Your second reason to be involved: Learn more about both, project and community and have your name known.

Pro-tip: Larger projects are often very well organised including offering onboarding support, office hour calls, dedicated staff for helping newcomers. On the flip side tiny projects tend to be a lot more relaxed with people both, happy to help you and happy about your help. Which to prefer is up to you.

Your third reason to be involved: Not only will you learn more about the project itself - you will also be exposed to different ways of building, testing, documenting and enforcing coding guidelines. A lot of what teams typically cover in onboarding has to scale in your average open source project to much higher numbers: Out of 100 users, only one will turn in a contributor. Out of 100 contributors, only one will turn into someone who sticks around for long turning into a regular committer - as in someone committed to the project.

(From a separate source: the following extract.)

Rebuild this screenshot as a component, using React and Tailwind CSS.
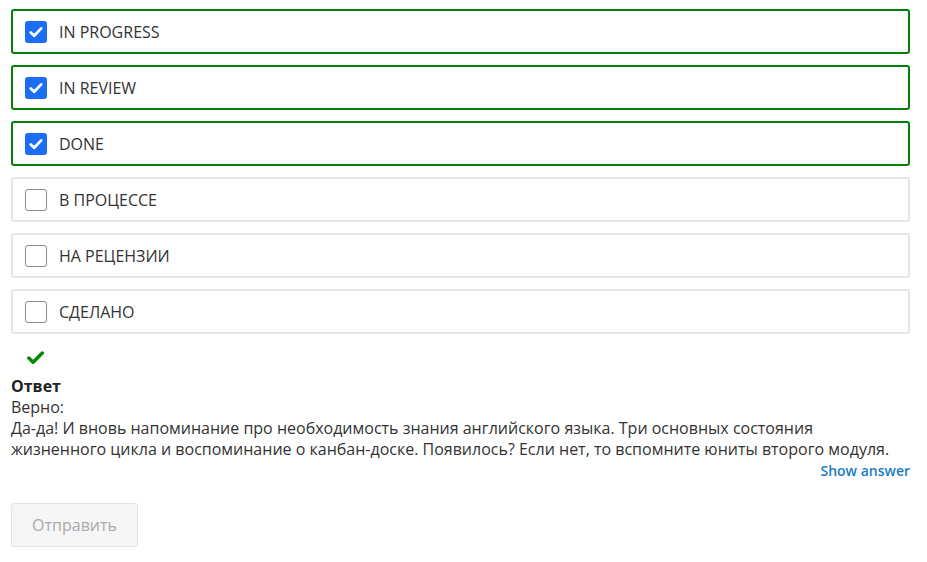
import React, { useState } from "react";

const options = [
  { id: 1, label: "IN PROGRESS", checked: true },
  { id: 2, label: "IN REVIEW", checked: true },
  { id: 3, label: "DONE", checked: true },
  { id: 4, label: "В ПРОЦЕССЕ", checked: false },
  { id: 5, label: "НА РЕЦЕНЗИИ", checked: false },
  { id: 6, label: "СДЕЛАНО", checked: false },
];

function CheckBox({ checked }) {
  if (checked) {
    return (
      <span className="flex h-[22px] w-[22px] items-center justify-center rounded-[3px] bg-[#1b6ef3]">
        <svg width="16" height="16" viewBox="0 0 16 16" fill="none">
          <path
            d="M2.8 8.4l3.4 3.3L13.2 4.4"
            stroke="white"
            strokeWidth="2.8"
            strokeLinecap="round"
            strokeLinejoin="round"
          />
        </svg>
      </span>
    );
  }
  return (
    <span className="block h-[22px] w-[22px] rounded-[3px] border border-[#8a8a8a] bg-white" />
  );
}

export default function App() {
  const [items] = useState(options);

  return (
    <div
      className="min-h-screen bg-white px-[11px] pt-[9px] text-[#333]"
      style={{ fontFamily: '"Open Sans", "Noto Sans", sans-serif' }}
    >
      <div className="flex flex-col gap-[11px] pr-[6px]">
        {items.map((item) => (
          <label
            key={item.id}
            className={`flex h-[45px] items-center gap-[12px] rounded-[3px] border-2 pl-[12px] ${
              item.checked ? "border-[#008000]" : "border-[#e6e6e6]"
            }`}
          >
            <CheckBox checked={item.checked} />
            <span className="text-[16px] text-[#333]">{item.label}</span>
          </label>
        ))}
      </div>

      <div className="mt-[17px] pl-[16px] leading-none">
        <svg width="17" height="13" viewBox="0 0 17 13">
          <path
            d="M1.8 7l4.3 4.3L15.3 2"
            stroke="#008a00"
            strokeWidth="3.4"
            fill="none"
            strokeLinecap="round"
            strokeLinejoin="round"
          />
        </svg>
      </div>

      <div className="mt-[12px] pr-[6px] text-[16px] leading-[21px]">
        <div className="font-bold text-[#222]">Ответ</div>
        <div>Верно:</div>
        <p>
          Да-да! И вновь напоминание про необходимость знания английского языка. Три основных состояния
          жизненного цикла и воспоминание о канбан-доске. Появилось? Если нет, то вспомните юниты второго модуля.
        </p>
        <div className="flex justify-end">
          <button className="text-[14px] font-semibold text-[#1a7bc4]">Show answer</button>
        </div>
      </div>

      <button
        disabled
        className="mt-[22px] h-[44px] w-[127px] rounded-[3px] border border-[#e3e3e3] bg-[#f6f6f6] text-[16px] text-[#aaa]"
      >
        Отправить
      </button>
    </div>
  );
}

As a result a lot of what is implicit in company teams tends to be written down explicitly for open source projects to the point where it is automatically enforced, documented to a level where a lot of questions can be answered in a self-service kind-of way or automated to free up precious time. A ton of these practices over time have been carried over to professional software development teams. A ton is still left to carry over.

Your forth reason to be involved: Not only will you learn new technical ways of working. Often open source communities span multiple continents, cultures, timezones, companies. “Let’s have a quick call to discuss this.” doesn’t scale. Neither does any kind of coffee-machine/ desk-bound conversation. Instead methods had to be found to build bridges across these gaps - and find a way to collaborate that builds a tide that lifts the boats of everyone. As a result not only will you see communication that puts a strong emphasis on async. You will also see very intentional use of in-person communication. You will also see very intentional way of negotiating features rooted in the economics of vendor neutrality.

So how exactly do I get started again? #

Here’s your checklist:

Based on your business interest and risk - but also based on your personal interest - chose an open source project that you want to dedicated an hour or two per week to. Then:

  • Figure out where to find your favourite project: Where do they host version control? Where’s the issue tracker? Where’s the webpage? Is there a “how to contribute” document anywhere in the sourcecode or on the webpage?
  • Based on the information gathered above, figure out how to best join the conversation of your project. Most likely only knowing where PRs and issues come in is far from enough.
  • Follow the conversations for a couple weeks.
  • Notice how you naturally start answering questions of others.
  • Notice how after a bit of time potential for modifications is obvious.
  • Notice also how friction to send a ping when a PR falls through the cracks reduces substantially because you know the people involved as well as their constraints.

Finally: Watch out for chances to meet in person - or over a virtual cup of tea :)

Gaining by sharing and building bridges #

As a result I tend to emphasize the chance to gain by sharing in open source. In addition through participation you will be able to build bridges - not only to the project itself. By practising to change your perspective that will also become a lot easier when communicating across the limits of your own local team.